The 1915 discovery of additional gold deposits at Oatman brought another wave of development. At their combined peak, the Oatman and Goldroad mines produced over 1.8 million ounces of gold, with a combined value estimated at over $30 million. Goldroad alone had a population of 718 at its height. The mines were ordered closed during World War II as non-essential to the war effort, and most never reopened. Today, scattered ruins and active industrial operations mark the former mining landscape visible from the Route 66 corridor through the mountains.

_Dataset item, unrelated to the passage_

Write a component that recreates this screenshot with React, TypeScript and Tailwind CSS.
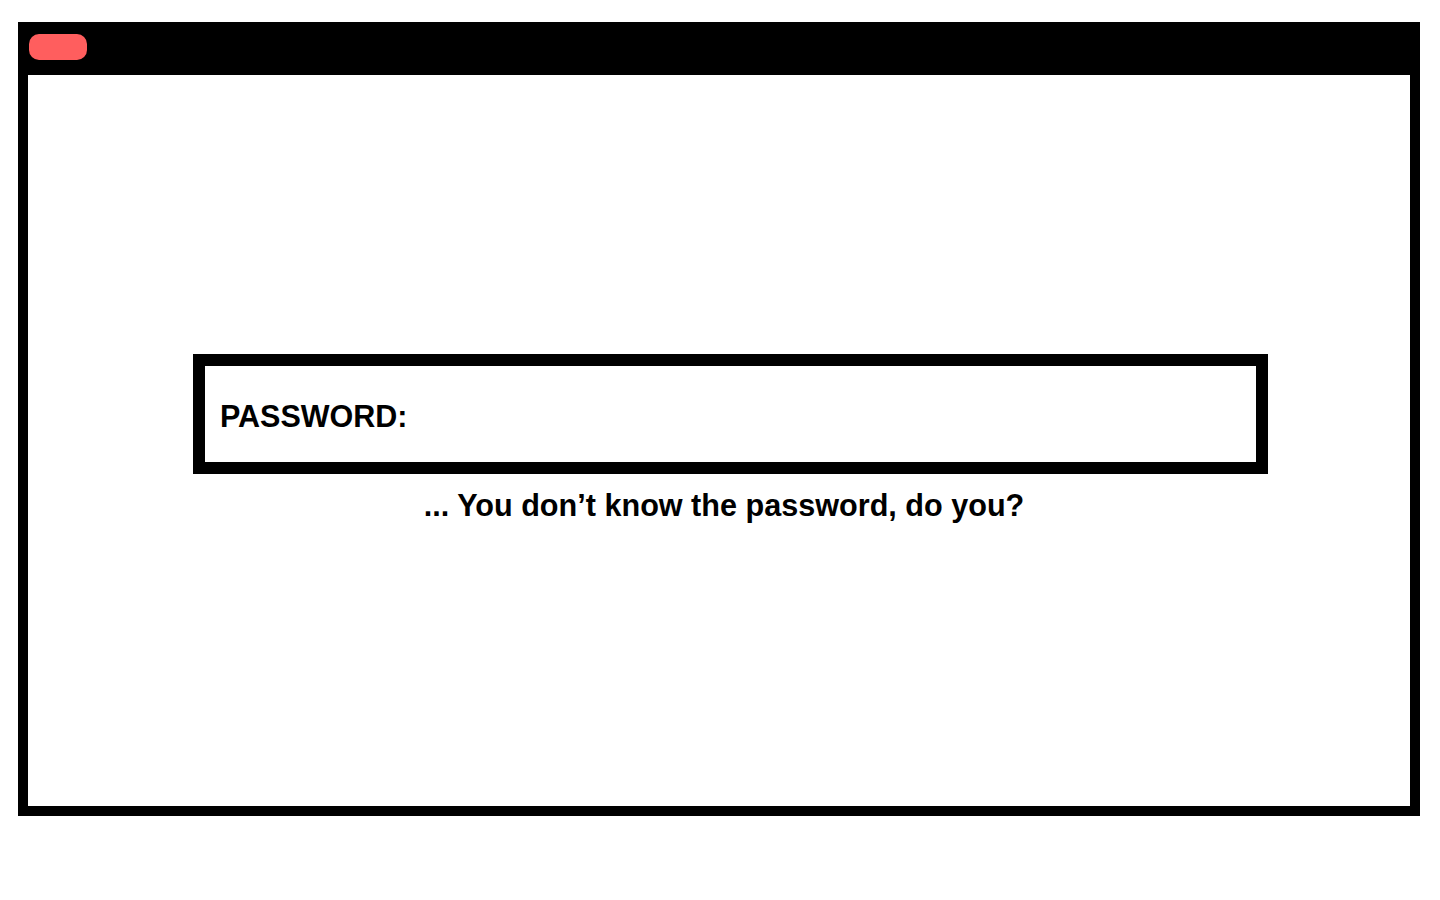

Beale’s Wagon Road and the Military Legacy
Lieutenant Edward Fitzgerald Beale surveyed his wagon road through the Black Mountains in 1857, blazing the route that would eventually become Route 66. His expedition crossed at what would later be named Sitgreaves Pass and opened the corridor to westbound settlers. During World War II, U.S. Army truck driver trainees used the pass’s challenging grades — with a maximum slope of 10.2% and the aptly named “Devil’s Elbow” near the summit — to prepare for mountain driving conditions in the European theater. The steepest military highways in Europe were no match for drivers who had practiced on Sitgreaves Pass.
Route 66 Tours in Arizona
Driving Route 66 Through the Black Mountains
The Route
The Route 66 corridor through the Black Mountains runs approximately 42 miles from Kingman west through Golden Valley, up over Sitgreaves Pass, down through the Goldroad ghost town area, through Cool Springs Station, and into Oatman before continuing to Topock at the California border. This entire stretch is designated the Route 66 Historic Backcountry Byway by the Bureau of Land Management — one of the most formally recognized scenic driving experiences on the entire highway.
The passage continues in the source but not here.